» Task: Omit all pictures, then retype the data exactly as given.

» Data:
■ ■ ■ ■

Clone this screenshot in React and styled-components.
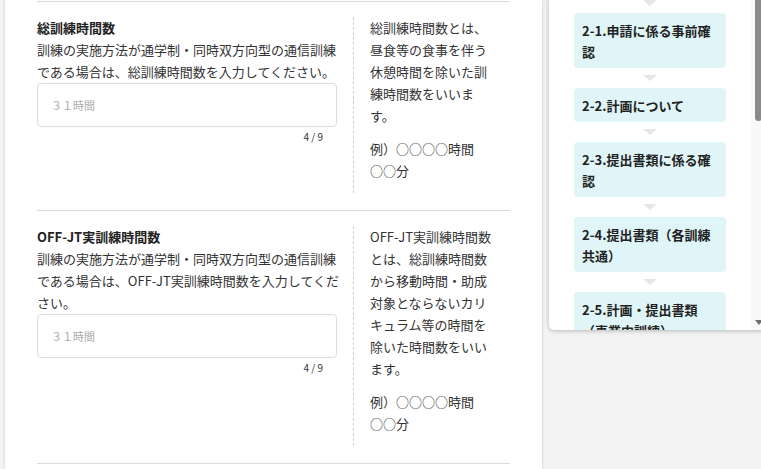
import React from "react";
import styled, { createGlobalStyle } from "styled-components";

const GlobalStyle = createGlobalStyle`
  html, body {
    margin: 0;
    padding: 0;
    overflow: hidden;
    background: #f3f3f3;
  }
  body {
    font-family: "Noto Sans CJK JP", "Noto Sans", sans-serif;
    color: #333;
  }
`;

const Page = styled.div`
  display: flex;
  align-items: flex-start;
  width: 761px;
  height: 469px;
  overflow: hidden;
`;

const Main = styled.main`
  flex: none;
  box-sizing: border-box;
  width: 537px;
  height: 469px;
  margin-left: 5px;
  padding: 1px 32px 0;
  background: #fff;
  box-shadow: 0 0 3px rgba(0, 0, 0, 0.18);
`;

const Field = styled.section`
  display: flex;
  align-items: flex-start;
  padding: 15px 0 17px;
  border-top: 1px solid #dadada;
  &:last-child {
    border-bottom: 1px solid #dadada;
  }
`;

const InputCol = styled.div`
  flex: none;
  width: 304px;
`;

const Label = styled.div`
  font-size: 13px;
  font-weight: 700;
  line-height: 22px;
  color: #222;
`;

const Help = styled.p`
  margin: 0;
  font-size: 13px;
  line-height: 22px;
  color: #333;
`;

const TextBox = styled.input`
  display: block;
  box-sizing: border-box;
  width: 300px;
  height: 44px;
  margin: 0;
  padding: 0 13px;
  border: 1px solid #dcdcdc;
  border-radius: 4px;
  background: #fff;
  font-family: inherit;
  font-size: 11px;
  color: #333;
  outline: none;
  &::placeholder {
    color: #aaa;
  }
`;

const Counter = styled.div`
  width: 300px;
  box-sizing: border-box;
  padding-right: 14px;
  text-align: right;
  font-size: 10px;
  line-height: 20px;
  color: #333;
`;

const Note = styled.aside`
  flex: none;
  width: 124px;
  margin-left: 12px;
  padding: 0 16px 11px 16px;
  border-left: 1px dashed #cfcfcf;
  font-size: 13px;
  line-height: 22px;
  color: #333;
`;

const NotePara = styled.p`
  margin: 0;
  & + & {
    margin-top: 11px;
  }
`;

const Side = styled.div`
  flex: none;
  margin-left: 7px;
  margin-top: -7px;
`;

const Card = styled.nav`
  display: flex;
  width: 217px;
  height: 337px;
  background: #fff;
  border-radius: 5px;
  box-shadow: 0 1px 4px rgba(0, 0, 0, 0.25);
  overflow: hidden;
`;

const Steps = styled.ol`
  flex: none;
  display: flex;
  flex-direction: column;
  width: 152px;
  margin: 0;
  padding: 0 25px;
  list-style: none;
`;

const Step = styled.li`
  display: flex;
  flex-direction: column;
  flex: none;
`;

const Arrow = styled.span`
  align-self: center;
  width: 0;
  height: 0;
  margin: 7px 0;
  border-left: 7px solid transparent;
  border-right: 7px solid transparent;
  border-top: 6px solid #e6e6e6;
`;

const StepBox = styled.div`
  padding: 7px 8px 6px;
  border-radius: 4px;
  background: #dff5f7;
  font-size: 13px;
  font-weight: 700;
  line-height: 21px;
  color: #222;
`;

const Track = styled.div`
  flex: none;
  display: flex;
  flex-direction: column;
  align-items: center;
  width: 15px;
  background: #f9f9f9;
`;

const Thumb = styled.div`
  width: 7px;
  height: 128px;
  border-radius: 4px;
  background: #8a8a8a;
`;

const ScrollArrow = styled.span`
  width: 0;
  height: 0;
  margin-top: auto;
  margin-bottom: 5px;
  border-left: 4px solid transparent;
  border-right: 4px solid transparent;
  border-top: 5px solid #707070;
`;

const fields = [
  {
    label: "総訓練時間数",
    help: "訓練の実施方法が通学制・同時双方向型の通信訓練である場合は、総訓練時間数を入力してください。",
    note: "総訓練時間数とは、昼食等の食事を伴う休憩時間を除いた訓練時間数をいいます。",
  },
  {
    label: "OFF-JT実訓練時間数",
    help: "訓練の実施方法が通学制・同時双方向型の通信訓練である場合は、OFF-JT実訓練時間数を入力してください。",
    note: "OFF-JT実訓練時間数とは、総訓練時間数から移動時間・助成対象とならないカリキュラム等の時間を除いた時間数をいいます。",
  },
];

const steps = [
  "2-1.申請に係る事前確認",
  "2-2.計画について",
  "2-3.提出書類に係る確認",
  "2-4.提出書類（各訓練共通）",
  "2-5.計画・提出書類（事業内訓練）",
];

export default function App() {
  return (
    <>
      <GlobalStyle />
      <Page>
        <Main>
          {fields.map((f) => (
            <Field key={f.label}>
              <InputCol>
                <Label>{f.label}</Label>
                <Help>{f.help}</Help>
                <TextBox placeholder="３１時間" />
                <Counter>4 / 9</Counter>
              </InputCol>
              <Note>
                <NotePara>{f.note}</NotePara>
                <NotePara>
                  例）○○○○時間
                  <br />
                  ○○分
                </NotePara>
              </Note>
            </Field>
          ))}
        </Main>
        <Side>
          <Card>
            <Steps>
              {steps.map((s) => (
                <Step key={s}>
                  <Arrow />
                  <StepBox>{s}</StepBox>
                </Step>
              ))}
            </Steps>
            <Track>
              <Thumb />
              <ScrollArrow />
            </Track>
          </Card>
        </Side>
      </Page>
    </>
  );
}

■ ■ ■ ■

» The result:
Clone this screenshot in React and styled-components.
import React from "react";
import styled, { createGlobalStyle } from "styled-components";

const GlobalStyle = createGlobalStyle`
  html, body {
    margin: 0;
    padding: 0;
    overflow: hidden;
    background: #f3f3f3;
  }
  body {
    font-family: "Noto Sans CJK JP", "Noto Sans", sans-serif;
    color: #333;
  }
`;

const Page = styled.div`
  display: flex;
  align-items: flex-start;
  width: 761px;
  height: 469px;
  overflow: hidden;
`;

const Main = styled.main`
  flex: none;
  box-sizing: border-box;
  width: 537px;
  height: 469px;
  margin-left: 5px;
  padding: 1px 32px 0;
  background: #fff;
  box-shadow: 0 0 3px rgba(0, 0, 0, 0.18);
`;

const Field = styled.section`
  display: flex;
  align-items: flex-start;
  padding: 15px 0 17px;
  border-top: 1px solid #dadada;
  &:last-child {
    border-bottom: 1px solid #dadada;
  }
`;

const InputCol = styled.div`
  flex: none;
  width: 304px;
`;

const Label = styled.div`
  font-size: 13px;
  font-weight: 700;
  line-height: 22px;
  color: #222;
`;

const Help = styled.p`
  margin: 0;
  font-size: 13px;
  line-height: 22px;
  color: #333;
`;

const TextBox = styled.input`
  display: block;
  box-sizing: border-box;
  width: 300px;
  height: 44px;
  margin: 0;
  padding: 0 13px;
  border: 1px solid #dcdcdc;
  border-radius: 4px;
  background: #fff;
  font-family: inherit;
  font-size: 11px;
  color: #333;
  outline: none;
  &::placeholder {
    color: #aaa;
  }
`;

const Counter = styled.div`
  width: 300px;
  box-sizing: border-box;
  padding-right: 14px;
  text-align: right;
  font-size: 10px;
  line-height: 20px;
  color: #333;
`;

const Note = styled.aside`
  flex: none;
  width: 124px;
  margin-left: 12px;
  padding: 0 16px 11px 16px;
  border-left: 1px dashed #cfcfcf;
  font-size: 13px;
  line-height: 22px;
  color: #333;
`;

const NotePara = styled.p`
  margin: 0;
  & + & {
    margin-top: 11px;
  }
`;

const Side = styled.div`
  flex: none;
  margin-left: 7px;
  margin-top: -7px;
`;

const Card = styled.nav`
  display: flex;
  width: 217px;
  height: 337px;
  background: #fff;
  border-radius: 5px;
  box-shadow: 0 1px 4px rgba(0, 0, 0, 0.25);
  overflow: hidden;
`;

const Steps = styled.ol`
  flex: none;
  display: flex;
  flex-direction: column;
  width: 152px;
  margin: 0;
  padding: 0 25px;
  list-style: none;
`;

const Step = styled.li`
  display: flex;
  flex-direction: column;
  flex: none;
`;

const Arrow = styled.span`
  align-self: center;
  width: 0;
  height: 0;
  margin: 7px 0;
  border-left: 7px solid transparent;
  border-right: 7px solid transparent;
  border-top: 6px solid #e6e6e6;
`;

const StepBox = styled.div`
  padding: 7px 8px 6px;
  border-radius: 4px;
  background: #dff5f7;
  font-size: 13px;
  font-weight: 700;
  line-height: 21px;
  color: #222;
`;

const Track = styled.div`
  flex: none;
  display: flex;
  flex-direction: column;
  align-items: center;
  width: 15px;
  background: #f9f9f9;
`;

const Thumb = styled.div`
  width: 7px;
  height: 128px;
  border-radius: 4px;
  background: #8a8a8a;
`;

const ScrollArrow = styled.span`
  width: 0;
  height: 0;
  margin-top: auto;
  margin-bottom: 5px;
  border-left: 4px solid transparent;
  border-right: 4px solid transparent;
  border-top: 5px solid #707070;
`;

const fields = [
  {
    label: "総訓練時間数",
    help: "訓練の実施方法が通学制・同時双方向型の通信訓練である場合は、総訓練時間数を入力してください。",
    note: "総訓練時間数とは、昼食等の食事を伴う休憩時間を除いた訓練時間数をいいます。",
  },
  {
    label: "OFF-JT実訓練時間数",
    help: "訓練の実施方法が通学制・同時双方向型の通信訓練である場合は、OFF-JT実訓練時間数を入力してください。",
    note: "OFF-JT実訓練時間数とは、総訓練時間数から移動時間・助成対象とならないカリキュラム等の時間を除いた時間数をいいます。",
  },
];

const steps = [
  "2-1.申請に係る事前確認",
  "2-2.計画について",
  "2-3.提出書類に係る確認",
  "2-4.提出書類（各訓練共通）",
  "2-5.計画・提出書類（事業内訓練）",
];

export default function App() {
  return (
    <>
      <GlobalStyle />
      <Page>
        <Main>
          {fields.map((f) => (
            <Field key={f.label}>
              <InputCol>
                <Label>{f.label}</Label>
                <Help>{f.help}</Help>
                <TextBox placeholder="３１時間" />
                <Counter>4 / 9</Counter>
              </InputCol>
              <Note>
                <NotePara>{f.note}</NotePara>
                <NotePara>
                  例）○○○○時間
                  <br />
                  ○○分
                </NotePara>
              </Note>
            </Field>
          ))}
        </Main>
        <Side>
          <Card>
            <Steps>
              {steps.map((s) => (
                <Step key={s}>
                  <Arrow />
                  <StepBox>{s}</StepBox>
                </Step>
              ))}
            </Steps>
            <Track>
              <Thumb />
              <ScrollArrow />
            </Track>
          </Card>
        </Side>
      </Page>
    </>
  );
}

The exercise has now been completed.